Should stores ban you from buying junk food online?
It’s been proposed as a solution to growing obesity in Britain, but...
This idea is less finger wagging, more helping hand
YES
AFAMILY bag of toffee popcorn; a supersized packet of chocolate buttons; a 12-pack of cola: add to basket! Now that so many of us are doing our food shopping online, there is even more temptation to pile our (virtual) trolleys high with naughtybut-nice things.
If you were in an actual supermarket, you might think twice before lobbing in another packet of biccies with your gluttony on display. But not so when calorie-laden snacks are just a click away.

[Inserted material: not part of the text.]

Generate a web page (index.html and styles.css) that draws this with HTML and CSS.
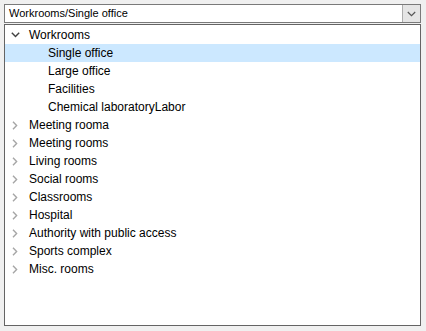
FILE: index.html
```html
<!DOCTYPE html>
<html>
<head>
<meta charset="utf-8">
<link rel="stylesheet" href="styles.css">
</head>
<body>
<div class="panel">
  <div class="combo">
    <span class="combo-text">Workrooms/Single office</span>
    <span class="combo-btn">
      <svg width="9" height="6" viewBox="0 0 9 6"><polyline points="0.8,1 4.5,4.6 8.2,1" fill="none" stroke="#555" stroke-width="1.2"/></svg>
    </span>
  </div>
  <div class="tree">
    <div class="row">
      <span class="toggle"><svg width="9" height="6" viewBox="0 0 9 6"><polyline points="0.8,0.8 4.5,4.6 8.2,0.8" fill="none" stroke="#404040" stroke-width="1.4"/></svg></span>
      <span class="label">Workrooms</span>
    </div>
    <div class="row child selected"><span class="toggle"></span><span class="label">Single office</span></div>
    <div class="row child"><span class="toggle"></span><span class="label">Large office</span></div>
    <div class="row child"><span class="toggle"></span><span class="label">Facilities</span></div>
    <div class="row child"><span class="toggle"></span><span class="label">Chemical laboratoryLabor</span></div>
    <div class="row"><span class="toggle"><svg class="right" width="6" height="9" viewBox="0 0 6 9"><polyline points="1,0.8 4.6,4.5 1,8.2" fill="none" stroke="#a6a6a6" stroke-width="1.4"/></svg></span><span class="label">Meeting rooma</span></div>
    <div class="row"><span class="toggle"><svg class="right" width="6" height="9" viewBox="0 0 6 9"><polyline points="1,0.8 4.6,4.5 1,8.2" fill="none" stroke="#a6a6a6" stroke-width="1.4"/></svg></span><span class="label">Meeting rooms</span></div>
    <div class="row"><span class="toggle"><svg class="right" width="6" height="9" viewBox="0 0 6 9"><polyline points="1,0.8 4.6,4.5 1,8.2" fill="none" stroke="#a6a6a6" stroke-width="1.4"/></svg></span><span class="label">Living rooms</span></div>
    <div class="row"><span class="toggle"><svg class="right" width="6" height="9" viewBox="0 0 6 9"><polyline points="1,0.8 4.6,4.5 1,8.2" fill="none" stroke="#a6a6a6" stroke-width="1.4"/></svg></span><span class="label">Social rooms</span></div>
    <div class="row"><span class="toggle"><svg class="right" width="6" height="9" viewBox="0 0 6 9"><polyline points="1,0.8 4.6,4.5 1,8.2" fill="none" stroke="#a6a6a6" stroke-width="1.4"/></svg></span><span class="label">Classrooms</span></div>
    <div class="row"><span class="toggle"><svg class="right" width="6" height="9" viewBox="0 0 6 9"><polyline points="1,0.8 4.6,4.5 1,8.2" fill="none" stroke="#a6a6a6" stroke-width="1.4"/></svg></span><span class="label">Hospital</span></div>
    <div class="row"><span class="toggle"><svg class="right" width="6" height="9" viewBox="0 0 6 9"><polyline points="1,0.8 4.6,4.5 1,8.2" fill="none" stroke="#a6a6a6" stroke-width="1.4"/></svg></span><span class="label">Authority with public access</span></div>
    <div class="row"><span class="toggle"><svg class="right" width="6" height="9" viewBox="0 0 6 9"><polyline points="1,0.8 4.6,4.5 1,8.2" fill="none" stroke="#a6a6a6" stroke-width="1.4"/></svg></span><span class="label">Sports complex</span></div>
    <div class="row"><span class="toggle"><svg class="right" width="6" height="9" viewBox="0 0 6 9"><polyline points="1,0.8 4.6,4.5 1,8.2" fill="none" stroke="#a6a6a6" stroke-width="1.4"/></svg></span><span class="label">Misc. rooms</span></div>
  </div>
</div>
</body>
</html>
```
FILE: styles.css
```css
html, body {
  margin: 0;
  padding: 0;
  background: #f0f0f0;
}
body {
  font-family: "Liberation Sans", Arial, sans-serif;
  font-size: 12px;
  color: #000;
}
.panel {
  padding: 4px 5px 0 4px;
  display: flex;
  flex-direction: column;
  gap: 1px;
}
.combo {
  box-sizing: border-box;
  width: 417px;
  height: 19px;
  border: 1px solid #7a7a7a;
  background: #fff;
  display: flex;
  align-items: center;
  justify-content: space-between;
}
.combo-text {
  padding-left: 4px;
  font-size: 11px;
  line-height: 17px;
}
.combo-btn {
  box-sizing: border-box;
  width: 18px;
  height: 17px;
  background: #e5e5e5;
  border-left: 1px solid #adadad;
  display: flex;
  align-items: center;
  justify-content: center;
}
.tree {
  box-sizing: border-box;
  width: 417px;
  height: 302px;
  border: 1px solid #646464;
  background: #fff;
  padding-top: 1px;
}
.row {
  height: 18px;
  display: flex;
  align-items: center;
}
.row.selected {
  background: #cce8ff;
}
.toggle {
  width: 24px;
  height: 18px;
  box-sizing: border-box;
  padding-left: 6px;
  display: flex;
  align-items: center;
  flex-shrink: 0;
}
.toggle .right {
  margin-left: 1px;
}
.row.child {
  padding-left: 19px;
}
.label {
  line-height: 18px;
  white-space: nowrap;
}
```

So bravo to Will Quince MP and KPMG policy-maker Mark Essex, guests on a podcast which discussed a smart idea to stop us all rolling out of our houses come the end of lockdown: supermarket shoppers online should be able to opt in to a system that blocks them from putting junk food in their baskets.
Try to sneak in that pack of Krispy Kreme doughnuts and the website will give you a virtual slap on the wrist. Cue cries of ‘nanny state!’
I can hear the wails now: ‘Why won’t politicians butt out? Why can’t we be free to eat what we want?’
But how free are we, really, when powerful forces conspire to get cheap calories down our throats: the advertising cajoling us to indulge, the offers on junk food that make it extra tantalising, the food scientists devising ever more delicious products to keep us scoffing.
We’re familiar with Big Tobacco, the web of commercial interests that has pushed cigarettes on a coughing, wheezing world for decades, but what about Big Food, the multibillion-pound juggernaut that makes us yearn for artery-clogging fare? In the battle between Big Food and British willpower, it’s clear who’s winning. Today, 62 per cent of the UK population is overweight. A third of teenagers begin adult life carrying too many pounds. Diabetes cases have trebled over the past 25 years.
A crisis of this scale needs more imaginative solutions, so why not let people sign up for curbs on their supermarket shop if it helps them avoid bad choices?
I write this not as some spinach-gobbling health nut, but as someone who is driven weak-kneed by certain foods. Right now, half a Victoria sponge cake is making cooing noises at me from the kitchen. It’s incredibly hard to resist temptation.
If a simple switch on supermarkets’ websites could help a few of us eat healthier food, why not?
This isn’t a wagging finger, but a helping hand.